▶ WHAT IS BEING ASKED: Drop every picture, then transcribe the remaining data exactly.

□ □ □ □ □

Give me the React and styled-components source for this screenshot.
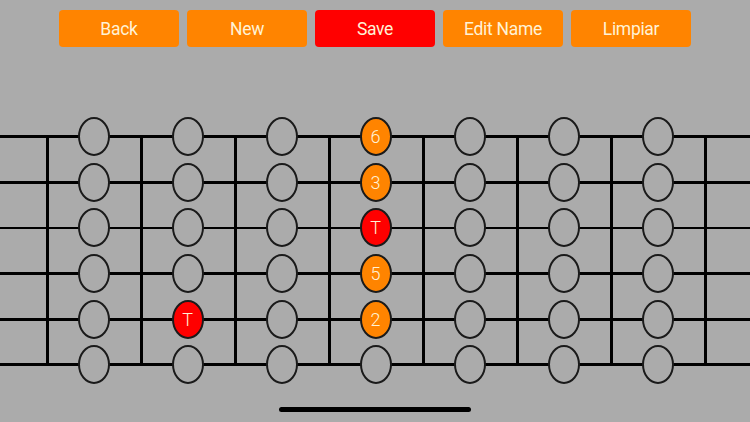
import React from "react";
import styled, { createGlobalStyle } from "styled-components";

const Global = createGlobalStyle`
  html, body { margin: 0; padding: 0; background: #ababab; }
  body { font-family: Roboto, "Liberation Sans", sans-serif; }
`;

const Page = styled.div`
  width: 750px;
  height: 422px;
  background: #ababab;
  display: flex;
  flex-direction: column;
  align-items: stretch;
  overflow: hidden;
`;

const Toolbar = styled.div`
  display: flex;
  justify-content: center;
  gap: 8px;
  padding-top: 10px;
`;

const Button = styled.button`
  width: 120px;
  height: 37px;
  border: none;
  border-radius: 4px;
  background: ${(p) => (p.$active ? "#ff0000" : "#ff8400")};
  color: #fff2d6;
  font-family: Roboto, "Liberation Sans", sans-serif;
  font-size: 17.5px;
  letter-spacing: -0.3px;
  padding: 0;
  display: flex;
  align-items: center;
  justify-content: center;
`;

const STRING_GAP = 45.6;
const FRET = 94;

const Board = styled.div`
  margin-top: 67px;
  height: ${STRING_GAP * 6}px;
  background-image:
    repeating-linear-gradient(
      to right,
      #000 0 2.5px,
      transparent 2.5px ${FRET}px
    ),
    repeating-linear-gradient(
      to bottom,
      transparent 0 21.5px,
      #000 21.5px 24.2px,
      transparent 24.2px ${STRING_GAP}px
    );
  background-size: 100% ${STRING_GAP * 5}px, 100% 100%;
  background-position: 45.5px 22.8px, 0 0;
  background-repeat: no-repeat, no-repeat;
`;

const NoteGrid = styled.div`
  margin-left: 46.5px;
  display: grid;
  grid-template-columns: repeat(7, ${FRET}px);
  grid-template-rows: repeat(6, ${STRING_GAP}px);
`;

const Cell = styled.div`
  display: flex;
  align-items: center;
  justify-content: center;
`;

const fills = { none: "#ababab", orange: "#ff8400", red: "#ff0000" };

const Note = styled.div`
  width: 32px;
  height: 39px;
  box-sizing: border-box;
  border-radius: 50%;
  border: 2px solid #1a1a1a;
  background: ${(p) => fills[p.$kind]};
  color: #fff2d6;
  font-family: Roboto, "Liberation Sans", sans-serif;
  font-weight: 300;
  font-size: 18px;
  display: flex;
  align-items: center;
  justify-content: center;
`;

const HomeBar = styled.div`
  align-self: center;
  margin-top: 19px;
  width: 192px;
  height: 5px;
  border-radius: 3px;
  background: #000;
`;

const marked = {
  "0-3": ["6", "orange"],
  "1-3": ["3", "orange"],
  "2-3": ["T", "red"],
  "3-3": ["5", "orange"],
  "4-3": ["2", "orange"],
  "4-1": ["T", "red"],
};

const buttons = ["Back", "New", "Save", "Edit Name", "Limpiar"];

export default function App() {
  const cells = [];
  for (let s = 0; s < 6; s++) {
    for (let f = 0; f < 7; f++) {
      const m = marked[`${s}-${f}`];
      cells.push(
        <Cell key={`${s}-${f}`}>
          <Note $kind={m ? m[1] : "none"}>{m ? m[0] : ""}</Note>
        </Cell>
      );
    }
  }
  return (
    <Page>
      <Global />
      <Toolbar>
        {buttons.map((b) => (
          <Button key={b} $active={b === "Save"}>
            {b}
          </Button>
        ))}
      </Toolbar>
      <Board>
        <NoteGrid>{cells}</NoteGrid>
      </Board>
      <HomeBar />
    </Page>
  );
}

□ □ □ □ □

▶ TASK OUTPUT:
Give me the React and styled-components source for this screenshot.
import React from "react";
import styled, { createGlobalStyle } from "styled-components";

const Global = createGlobalStyle`
  html, body { margin: 0; padding: 0; background: #ababab; }
  body { font-family: Roboto, "Liberation Sans", sans-serif; }
`;

const Page = styled.div`
  width: 750px;
  height: 422px;
  background: #ababab;
  display: flex;
  flex-direction: column;
  align-items: stretch;
  overflow: hidden;
`;

const Toolbar = styled.div`
  display: flex;
  justify-content: center;
  gap: 8px;
  padding-top: 10px;
`;

const Button = styled.button`
  width: 120px;
  height: 37px;
  border: none;
  border-radius: 4px;
  background: ${(p) => (p.$active ? "#ff0000" : "#ff8400")};
  color: #fff2d6;
  font-family: Roboto, "Liberation Sans", sans-serif;
  font-size: 17.5px;
  letter-spacing: -0.3px;
  padding: 0;
  display: flex;
  align-items: center;
  justify-content: center;
`;

const STRING_GAP = 45.6;
const FRET = 94;

const Board = styled.div`
  margin-top: 67px;
  height: ${STRING_GAP * 6}px;
  background-image:
    repeating-linear-gradient(
      to right,
      #000 0 2.5px,
      transparent 2.5px ${FRET}px
    ),
    repeating-linear-gradient(
      to bottom,
      transparent 0 21.5px,
      #000 21.5px 24.2px,
      transparent 24.2px ${STRING_GAP}px
    );
  background-size: 100% ${STRING_GAP * 5}px, 100% 100%;
  background-position: 45.5px 22.8px, 0 0;
  background-repeat: no-repeat, no-repeat;
`;

const NoteGrid = styled.div`
  margin-left: 46.5px;
  display: grid;
  grid-template-columns: repeat(7, ${FRET}px);
  grid-template-rows: repeat(6, ${STRING_GAP}px);
`;

const Cell = styled.div`
  display: flex;
  align-items: center;
  justify-content: center;
`;

const fills = { none: "#ababab", orange: "#ff8400", red: "#ff0000" };

const Note = styled.div`
  width: 32px;
  height: 39px;
  box-sizing: border-box;
  border-radius: 50%;
  border: 2px solid #1a1a1a;
  background: ${(p) => fills[p.$kind]};
  color: #fff2d6;
  font-family: Roboto, "Liberation Sans", sans-serif;
  font-weight: 300;
  font-size: 18px;
  display: flex;
  align-items: center;
  justify-content: center;
`;

const HomeBar = styled.div`
  align-self: center;
  margin-top: 19px;
  width: 192px;
  height: 5px;
  border-radius: 3px;
  background: #000;
`;

const marked = {
  "0-3": ["6", "orange"],
  "1-3": ["3", "orange"],
  "2-3": ["T", "red"],
  "3-3": ["5", "orange"],
  "4-3": ["2", "orange"],
  "4-1": ["T", "red"],
};

const buttons = ["Back", "New", "Save", "Edit Name", "Limpiar"];

export default function App() {
  const cells = [];
  for (let s = 0; s < 6; s++) {
    for (let f = 0; f < 7; f++) {
      const m = marked[`${s}-${f}`];
      cells.push(
        <Cell key={`${s}-${f}`}>
          <Note $kind={m ? m[1] : "none"}>{m ? m[0] : ""}</Note>
        </Cell>
      );
    }
  }
  return (
    <Page>
      <Global />
      <Toolbar>
        {buttons.map((b) => (
          <Button key={b} $active={b === "Save"}>
            {b}
          </Button>
        ))}
      </Toolbar>
      <Board>
        <NoteGrid>{cells}</NoteGrid>
      </Board>
      <HomeBar />
    </Page>
  );
}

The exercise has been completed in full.